Communicating healthy boundaries begins with knowing who you are, what you want in a particular relationship, and what your limits are. Knowing who you are includes knowing what kind of person you are and the kind of relationships you want and need. If you want quality relationships with others, do you foster that by being an emotionally safe person? Do you know what you like and do not like?

If I am confident in my beliefs, values, and strengths, and have accepted my weaknesses and parts of self I may not like or be proud of without judgement, then I am not shaken by what others think, differences in opinions, or their negative reactions to my boundaries, etc. Then I can be free to focus on the other without being distracted by self-consciousness. However, I do want to be self-aware. What is the difference? Self-consciousness is concern with what others are thinking of me, often based in fear of judgment by others. Self-awareness is noticing the mutual impact of the interaction between self and others and overall, how I impact others.
How do we communicate respectfully but firmly without making others feel we are giving them an ultimatum? First, we must share authentically and congruently. If we are to be authentic and congruent, we must be able to identify the feeling actually driving the need to set a boundary. For example, often when we are angry or frustrated, it is because of an underlying feeling. Such as hurt, feeling unheard, feeling unimportant, etc. If we are telling someone we are hurt by their actions, but our energy, facial expression, and/or tone is angry, the person on the receiving end will react to the anger they are feeling from you, not the hurt.
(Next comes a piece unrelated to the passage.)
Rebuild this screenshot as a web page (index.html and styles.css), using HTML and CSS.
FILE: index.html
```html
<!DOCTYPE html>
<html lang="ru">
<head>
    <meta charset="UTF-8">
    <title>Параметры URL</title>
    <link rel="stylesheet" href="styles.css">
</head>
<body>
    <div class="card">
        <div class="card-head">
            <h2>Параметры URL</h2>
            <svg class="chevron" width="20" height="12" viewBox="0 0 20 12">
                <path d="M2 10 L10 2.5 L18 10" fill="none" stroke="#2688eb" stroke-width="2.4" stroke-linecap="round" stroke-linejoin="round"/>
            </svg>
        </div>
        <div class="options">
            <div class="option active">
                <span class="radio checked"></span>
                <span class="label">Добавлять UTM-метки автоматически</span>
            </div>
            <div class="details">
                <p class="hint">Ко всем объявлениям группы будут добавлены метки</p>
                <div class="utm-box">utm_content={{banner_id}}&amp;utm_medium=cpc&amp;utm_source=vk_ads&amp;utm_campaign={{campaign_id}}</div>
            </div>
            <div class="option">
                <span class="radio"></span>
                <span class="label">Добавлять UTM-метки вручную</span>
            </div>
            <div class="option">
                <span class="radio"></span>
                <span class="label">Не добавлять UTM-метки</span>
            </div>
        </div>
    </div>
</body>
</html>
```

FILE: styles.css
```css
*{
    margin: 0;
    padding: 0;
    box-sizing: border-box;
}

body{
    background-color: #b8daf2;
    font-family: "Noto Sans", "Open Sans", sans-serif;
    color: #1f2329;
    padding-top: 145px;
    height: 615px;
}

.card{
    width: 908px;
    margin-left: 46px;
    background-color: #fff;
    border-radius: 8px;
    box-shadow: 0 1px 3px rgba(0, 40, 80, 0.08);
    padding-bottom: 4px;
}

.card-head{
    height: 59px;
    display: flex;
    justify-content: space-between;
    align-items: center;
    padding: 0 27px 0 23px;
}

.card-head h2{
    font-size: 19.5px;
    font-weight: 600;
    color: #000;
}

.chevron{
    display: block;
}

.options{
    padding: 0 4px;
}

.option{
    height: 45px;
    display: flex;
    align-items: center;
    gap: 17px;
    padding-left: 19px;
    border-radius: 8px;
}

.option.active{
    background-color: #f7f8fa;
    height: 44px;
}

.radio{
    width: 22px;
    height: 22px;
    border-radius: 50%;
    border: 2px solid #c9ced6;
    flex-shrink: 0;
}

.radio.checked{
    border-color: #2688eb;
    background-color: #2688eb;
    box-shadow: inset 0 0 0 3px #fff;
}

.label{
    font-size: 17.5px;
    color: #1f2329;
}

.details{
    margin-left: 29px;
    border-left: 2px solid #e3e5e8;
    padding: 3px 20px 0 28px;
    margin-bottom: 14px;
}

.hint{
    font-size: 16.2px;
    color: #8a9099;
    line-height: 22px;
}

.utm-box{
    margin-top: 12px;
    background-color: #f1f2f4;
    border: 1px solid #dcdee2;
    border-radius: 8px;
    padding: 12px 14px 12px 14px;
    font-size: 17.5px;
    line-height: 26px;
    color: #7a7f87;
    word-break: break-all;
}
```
What you are communicating is received as incongruent – you are hurt and maybe sad, but you are emoting anger and/or frustration. Being emotional and/or crying when you are sad and frustrated or angry does not mean you are being emotionally available to the other. Emotional availability is when the primary, underlying emotion you are feeling (ie, sadness, loneliness, fear of rejection, etc) and what you are communicating both in word and body signals all align and are congruent.

When you are clear about how you will allow people to treat you or not treat you, you can be more confident in your delivery. While you can’t always control how someone treats you, you can decide how you will respond and how long you will allow it to continue.
For example, if someone is upset with me and is behaving in an aggressive or demeaning way, I might reassure them that I want to hear them out, but if they continue yelling at me or verbally attacking me, I will calmly but firmly let them know I will not be ablet to hear them if they continue to speak to me that way. If they continue, I will let them know I will not engage in the conversation any longer and we will need to revisit this at a later time when everyone has had a chance to cool off. Then I will remove myself from the situation.
Sometimes when people are learning how to set boundaries, they go straight to letting the other know what they are going to do if the other doesn’t comply with their boundary right now in the moment. Ideally, try to address ongoing matters when they are not happening so we can warn others what our actions will be (ie, distance ourselves) if they continue to _______ (ie, be verbally abusive) We want to give them an opportunity to take ownership of their actions so they understand their behavior will largely impact what will happen moving forward. Then follow through. This allows you to feel in control of yourself and your actions, which then can help avoid resentment later.